China plays a critical role in testing and packaging, which is an important part of the semiconductor industry, said Triolo, since almost all the world's electronics are eventually assembled in China.

The US government imposed the Entity List Foreign Direct Product Rule on China's Huawei Technologies to cut off the supply of US-origin technology.

With the US bans on semiconductor technology, China might as well find alternatives, and the bans would be more costly than the US anticipates, said Rakesh Kumar, a professor in electrical and computer engineering at the University of Illinois.

"China might also just learn how to build advanced chips domestically. China has the world's largest number of STEM(science, technology, engineering and mathematics) PhDs," Kumar wrote in an article published by Fortune last week. "It's also hiring foreign engineers and managers with advanced chip manufacturing experience.

"If anything, export controls might strengthen Beijing's resolve to create advanced chips natively, despite the cost. That mindset has worked for China in nuclear and space technologies, AI, quantum computing, and advanced weaponry and hypersonics — and it might work again with semiconductors."

Triolo also believes that a lack of talent will make it difficult for the US to onshore the semiconductor manufacturing. Taking Taiwan Semiconductor Manufacturing Co as an example, he said, the company recruits large numbers of STEM graduates and PhD holders and aims to boost that intake over the coming years.

Supporting facilities lacked

In addition, the US lacks the "clusters" that are important in the semiconductor ecosystem, said Triolo. "In Taiwan, you have not only the manufacturing facilities, but you have all the supporting companies that provide the process gases, and provide the packaging and testing. They're all sort of concentrated in a smaller area.

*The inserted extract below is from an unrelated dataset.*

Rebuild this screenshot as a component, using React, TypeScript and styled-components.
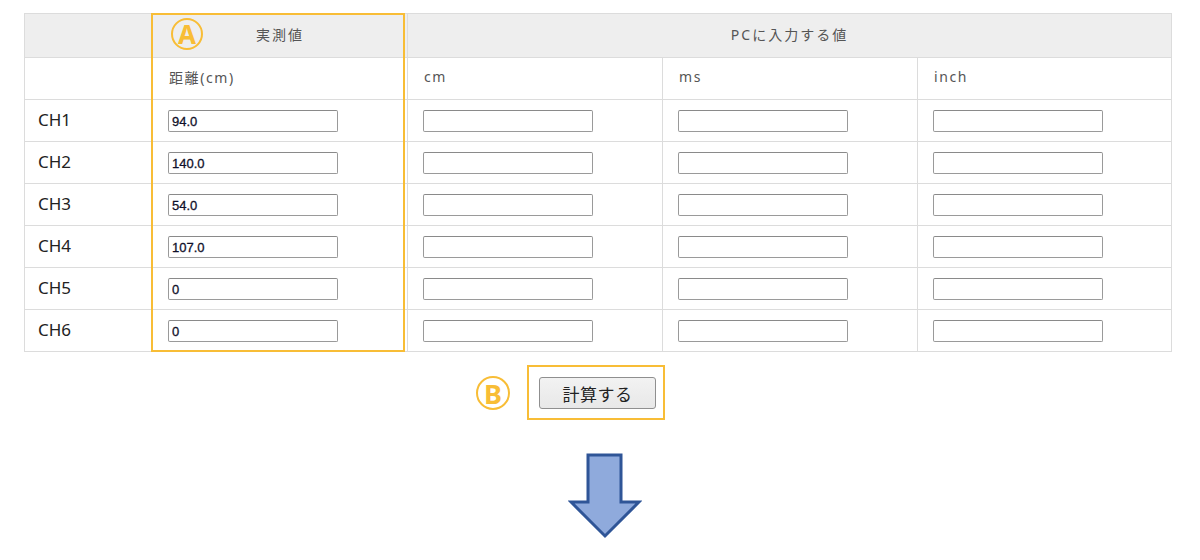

"The problem is, the US is jumping into this industrial policy and subsidies game at a time when the concentration is pretty big already in the industry."

From a commercial point of view, the cost of building these advanced fabs, as chip manufacturing plants are called, is really heavy and the cost in the US is much higher than in Asia, said Triolo. For instance, to manufacture two-nanometer chips, the investment would be $40 billion, he added.

He also saw a problem with the "end goal" of the CHIPS and Science Act.

Even if Intel builds the two facilities that it is planning to do in Ohio, if TSMC builds a giga-fab in Arizona, and Samsung builds an advanced facility in Texas, then probably by 2030, that 92 percent of dominance by TSMC would go down to 70 percent, said Triolo. "But it's still going to be a pretty huge dependence," he said.

"There's a lot of skepticism about the long-term commitment of the US government to subsidizing and really fostering an ecosystem that will allow this kind of manufacturing to occur in the US at scale," he said.